Deletion of the phosphoglucose isomerase structural gene makes growth and sporulation glucose dependent in Saccharomyces cerevisiae

Abstract

The structural gene PG11 coding for phosphoglucose isomerase was replaced by the LEU2 gene in the genome of Saccharomyces cerevisiae. Plasmids carrying the LEU2 gene between genomic regions flanking the PG11 gene were constructed and used to transform a PGI1/pgi1 diploid strain. Stable transformants lacking the PGI1 allele were isolated. Southern analysis of their meiotic products showed that haploid strains with a deletion of 1.6 kb within the 2.2 kb PG11 coding region were viable. Thus, the PGI1 gene is not essential in yeasts. However, unlike pgi1 mutants with residual phosphoglucose isomerase activity, no growth was detected in the pgi1Δ haploid strains when fructose was supplied as sole carbon source. The wild-type growth rate could be restored by adding 0.1% glucose to the medium. Furthermore, pgi1 mutants with residual enzymatic activity grew very slowly on fructose-supplemented media containing up to 2% glucose. Strains carrying the deletion allele, however, failed to grow at glucose concentrations higher than 0.5%. Also the pgi1Δ strains did not grow in glucose as sole carbon source. On the other hand pgi1Δ/pgi1Δ diploid strains did not sporulate on the usual acetate medium. This defect could be alleviated by the addition of 0.05% glucose to the sporulation medium.
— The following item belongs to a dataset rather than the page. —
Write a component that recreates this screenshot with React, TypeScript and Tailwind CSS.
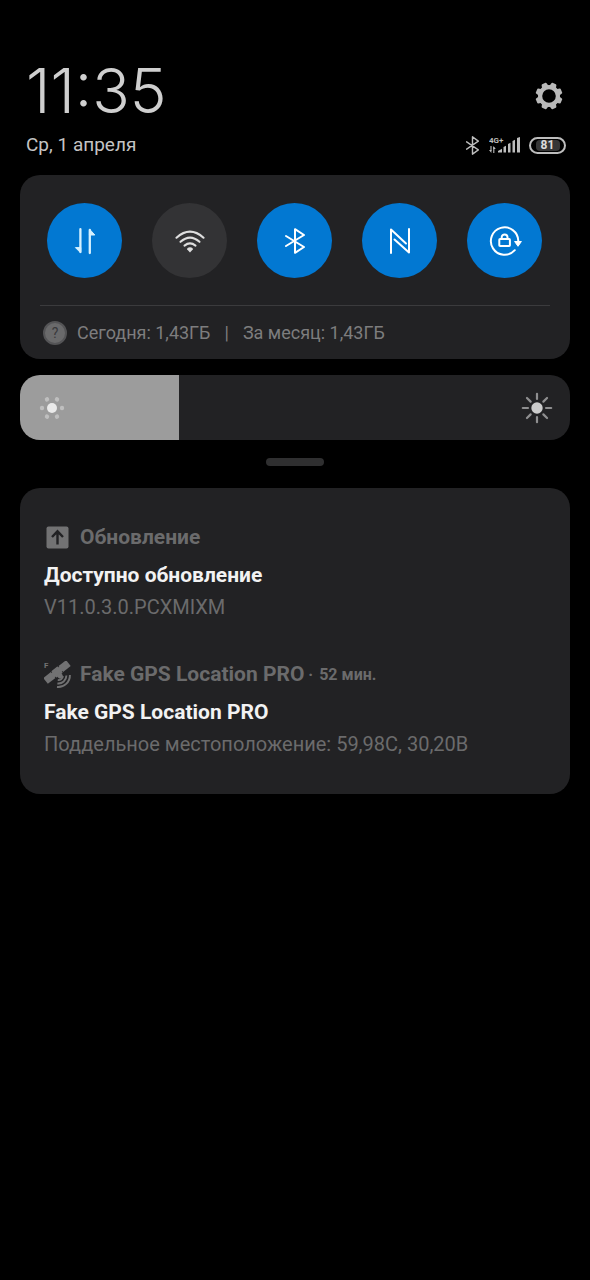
import { useState } from "react";

interface Tile {
    label: string;
    active: boolean;
    icon: React.ReactNode;
}

interface NotificationProps {
    app: string;
    time?: string;
    title: string;
    text: string;
    icon: React.ReactNode;
}

const GearIcon = () => (
    <svg viewBox="-14 -14 28 28" className="size-7" fill="#b9b9b9">
        {[22.5, 67.5, 112.5, 157.5, 202.5, 247.5, 292.5, 337.5].map(a => (
            <path key={a} transform={`rotate(${a})`} d="M-3.6 -9 L-2.7 -12.8 Q-2.5 -13.5 -1.8 -13.5 H1.8 Q2.5 -13.5 2.7 -12.8 L3.6 -9 Z" />
        ))}
        <circle r="8.9" fill="none" stroke="#b9b9b9" strokeWidth="4.2" />
    </svg>
);

const BluetoothIcon = ({ className, width }: { className: string; width: number }) => (
    <svg viewBox="0 0 20 26" preserveAspectRatio="none" className={className} fill="none" stroke="currentColor" strokeWidth={width} strokeLinejoin="round" strokeLinecap="round">
        <path d="M1 8 L19 19 L10 24.8 V1.2 L19 7 L1 18" />
    </svg>
);

const SignalIcon = () => (
    <svg viewBox="0 0 32 20" className="h-5 w-8" fill="#bdbdbd">
        <text x="0" y="8" fontSize="8" fontWeight="700" fontFamily="Roboto, sans-serif">4G+</text>
        <path d="M2 11 V16 M4.8 18 V12" stroke="#bdbdbd" strokeWidth="1.1" />
        <path d="M0 15 H2.4 V18 Z M4.3 11 L6.8 14 H4.3 Z" />
        <path d="M9 17.5 V16 L13 13.7 V17.5 Z" />
        <path d="M14.5 17.5 V12 L17 10.7 V17.5 Z M19 17.5 V9 L21.5 7.7 V17.5 Z M23.5 17.5 V6 L26 4.7 V17.5 Z M28 17.5 V3 L31 2 V17.5 Z" />
    </svg>
);

const DataIcon = () => (
    <svg viewBox="0 0 24 28" className="h-7 w-6" stroke="#d6f1ff" strokeLinecap="round" strokeLinejoin="round">
        <path d="M7.4 2.2 V25 M16.8 26 V3" fill="none" strokeWidth="2.3" />
        <path d="M7.4 25.6 L2.4 20.6 H7.4 Z M16.8 2.4 L21.8 8 H16.8 Z" fill="#d6f1ff" strokeWidth="1" />
    </svg>
);

const WifiIcon = () => (
    <svg viewBox="0 0 32 24" className="h-6 w-8" fill="none" stroke="#dedede" strokeWidth="2.1" strokeLinecap="round">
        <path d="M2.5 8.7 Q16 -3.3 29.5 8.7" />
        <path d="M6.5 12.8 Q16 4.4 25.5 12.8" />
        <path d="M10.5 16.6 Q16 12.2 21.5 16.6" />
        <path d="M16 23.4 L13.2 20.6 Q12.8 18.5 16 18.3 Q19.2 18.5 18.8 20.6 Z" fill="#dedede" stroke="none" />
    </svg>
);

const NfcIcon = () => (
    <svg viewBox="0 0 22 28" className="h-7 w-[22px]" fill="none" stroke="#fff" strokeWidth="2" strokeLinejoin="round" strokeLinecap="round">
        <path d="M2 26 V2.5 L17 16.5" />
        <path d="M20 2 V25.5 L5.5 12.5" />
    </svg>
);

const RotationIcon = () => (
    <svg viewBox="0 0 34 30" className="h-[30px] w-[34px]" fill="none" stroke="#fff" strokeWidth="2">
        <path d="M30.3 15 A13.7 13.7 0 1 0 26.8 24.2" strokeLinecap="round" />
        <path d="M26.6 15.5 H33.4 L30 20.3 Z" fill="#fff" strokeWidth="1" strokeLinejoin="round" />
        <rect x="11.3" y="13" width="10.6" height="7" rx="0.8" />
        <path d="M13.7 12.5 V11.3 A2.9 2.9 0 0 1 19.5 11.3 V12.5" />
    </svg>
);

const LowSunIcon = () => (
    <svg viewBox="-13 -13 26 26" className="size-[26px]">
        <circle r="5" fill="#eaeaea" />
        {[0, 60, 120, 180, 240, 300].map(a => (
            <circle key={a} cx="10" r="2.2" fill="#bfbfbf" transform={`rotate(${a})`} />
        ))}
    </svg>
);

const HighSunIcon = () => (
    <svg viewBox="-16 -16 32 32" className="size-8">
        <circle r="5.7" fill="#cccccc" />
        {[0, 45, 90, 135, 180, 225, 270, 315].map(a => (
            <path key={a} d="M9 0 H14.2" stroke="#8f8f90" strokeWidth="2.2" strokeLinecap="round" transform={`rotate(${a})`} />
        ))}
    </svg>
);

const UpdateIcon = () => (
    <svg viewBox="0 0 28 28" className="size-7">
        <rect x="2.5" y="2.5" width="22" height="22" rx="2" fill="#727273" />
        <path d="M13.5 20.5 V8 M8 13 L13.5 7.3 L19 13" fill="none" stroke="#222224" strokeWidth="2.4" />
    </svg>
);

const SatelliteIcon = () => (
    <svg viewBox="0 0 28 28" className="size-7" fill="#727273">
        <text x="0" y="7" fontSize="8" fontFamily="Roboto, sans-serif">F</text>
        <g transform="translate(13 11) rotate(-38)">
            <rect x="-14.5" y="-3.7" width="9.6" height="7.4" />
            <rect x="-4.2" y="-4.2" width="8.4" height="8.4" rx="1" />
            <rect x="4.9" y="-3.7" width="9.6" height="7.4" />
            <rect x="-6" y="-2.6" width="12" height="5.2" />
            <circle cy="5" r="2.6" />
        </g>
        <g fill="none" stroke="#727273" strokeWidth="1.9">
            <path d="M19 15.2 A4.6 4.6 0 0 1 13.8 19" />
            <path d="M22.4 14.6 A8 8 0 0 1 13.4 22.5" />
            <path d="M25.9 14 A11.7 11.7 0 0 1 13 26" />
        </g>
    </svg>
);

const tiles: Tile[] = [
    { label: "Мобильный интернет", active: true, icon: <DataIcon /> },
    { label: "Wi-Fi", active: false, icon: <WifiIcon /> },
    { label: "Bluetooth", active: true, icon: <BluetoothIcon className="h-[26px] w-5 text-white" width={2} /> },
    { label: "NFC", active: true, icon: <NfcIcon /> },
    { label: "Автоповорот", active: true, icon: <RotationIcon /> },
];

const Notification: React.FC<NotificationProps> = ({ app, time, title, text, icon }) => (
    <article>
        <div className="flex h-[39px] items-center font-bold text-[#6b6b6c]">
            {icon}
            <p className="ml-2 text-[21px]">{app}</p>
            {time && (
                <p className="ml-1 flex gap-1.5 text-base">
                    <span>·</span>
                    <span>{time}</span>
                </p>
            )}
        </div>
        <h3 className="text-[21px] leading-9 font-bold text-[#f2f2f2]">{title}</h3>
        <p className="text-xl leading-7 text-[#6b6b6c]">{text}</p>
    </article>
);

const App = () => {
    const [active, setActive] = useState(tiles.map(t => t.active));
    const [brightness, setBrightness] = useState(29);

    const toggle = (i: number) => setActive(active.map((v, n) => (n === i ? !v : v)));

    return (
        <main className="min-h-screen bg-black px-5 pt-[59px] font-['Roboto','Noto_Sans',sans-serif]">
            <header className="pr-1 pl-1.5">
                <div className="flex items-center justify-between">
                    <time className="font-['Inter',sans-serif] text-[62px] leading-[64px] font-light text-[#cfcfcf]">11:35</time>
                    <button aria-label="Настройки" className="mt-2.5 mr-[3px]">
                        <GearIcon />
                    </button>
                </div>
                <div className="mt-2 flex h-7 items-center justify-between">
                    <p className="text-[19px] text-[#c4c4c4]">Ср, 1 апреля</p>
                    <div className="flex items-center">
                        <BluetoothIcon className="mr-2.5 h-[19px] w-[13px] text-[#bdbdbd]" width={2.2} />
                        <SignalIcon />
                        <span className="ml-2 flex h-[17px] w-[37px] items-center justify-center rounded-full border-2 border-[#bdbdbd]">
                            <span className="w-6 rounded-sm bg-[#363636] text-center text-xs leading-[11px] font-bold text-[#dcdcdc]">81</span>
                        </span>
                    </div>
                </div>
            </header>

            <section className="mt-4 rounded-[20px] bg-[#222224] px-5 pt-7">
                <div className="flex justify-between pr-2 pl-[7px]">
                    {tiles.map((t, i) => (
                        <button
                            key={t.label}
                            aria-label={t.label}
                            aria-pressed={active[i]}
                            onClick={() => toggle(i)}
                            className={`flex size-[75px] items-center justify-center rounded-full ${active[i] ? "bg-[#0278d2]" : "bg-[#333335]"}`}
                        >
                            {t.icon}
                        </button>
                    ))}
                </div>
                <div className="mt-[27px] flex h-[54px] items-center border-t border-[#3b3b3d] pl-[3px] text-lg text-[#7d7d7e]">
                    <span className="flex size-6 items-center justify-center rounded-full border-2 border-[#545456] bg-[#6a6a6b] text-sm text-[#39393b]">?</span>
                    <span className="ml-2.5">Сегодня: 1,43ГБ</span>
                    <span className="mx-[14px]">|</span>
                    <span>За месяц: 1,43ГБ</span>
                </div>
            </section>

            <label className="relative mt-4 block h-[65px]">
                <input
                    type="range"
                    aria-label="Яркость"
                    min={0}
                    max={100}
                    value={brightness}
                    onChange={e => setBrightness(Number(e.target.value))}
                    className="block h-full w-full cursor-pointer appearance-none rounded-[20px] [&::-webkit-slider-thumb]:appearance-none"
                    style={{ background: `linear-gradient(to right, #9c9c9c ${brightness}%, #222224 ${brightness}%)` }}
                />
                <span className="pointer-events-none absolute inset-0 flex items-center justify-between pr-[17px] pl-[19px]">
                    <LowSunIcon />
                    <HighSunIcon />
                </span>
            </label>

            <div className="mx-auto mt-[18px] h-2 w-[58px] rounded-full bg-[#2f2f30]" />

            <section className="mt-[22px] flex flex-col gap-[34px] rounded-[20px] bg-[#222224] px-6 pt-[30px] pb-9">
                <Notification app="Обновление" title="Доступно обновление" text="V11.0.3.0.PCXMIXM" icon={<UpdateIcon />} />
                <Notification
                    app="Fake GPS Location PRO"
                    time="52 мин."
                    title="Fake GPS Location PRO"
                    text="Поддельное местоположение: 59,98С, 30,20В"
                    icon={<SatelliteIcon />}
                />
            </section>
        </main>
    );
};

export default App;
Under these conditions the pgi1Δ mutants sporulated with an efficiency of 25% compared with the wild type. These results suggest that (a) the phosphoglucose isomerase reaction is the only step catalysing the interconversion of glucose-6-P and fructose-6-P, (b) glucose-6-P is essential in yeasts, and (c) the oxidation of glucose-6-P through the glucose-6-P dehydrogenase reaction is not sufficient to support growth in yeasts.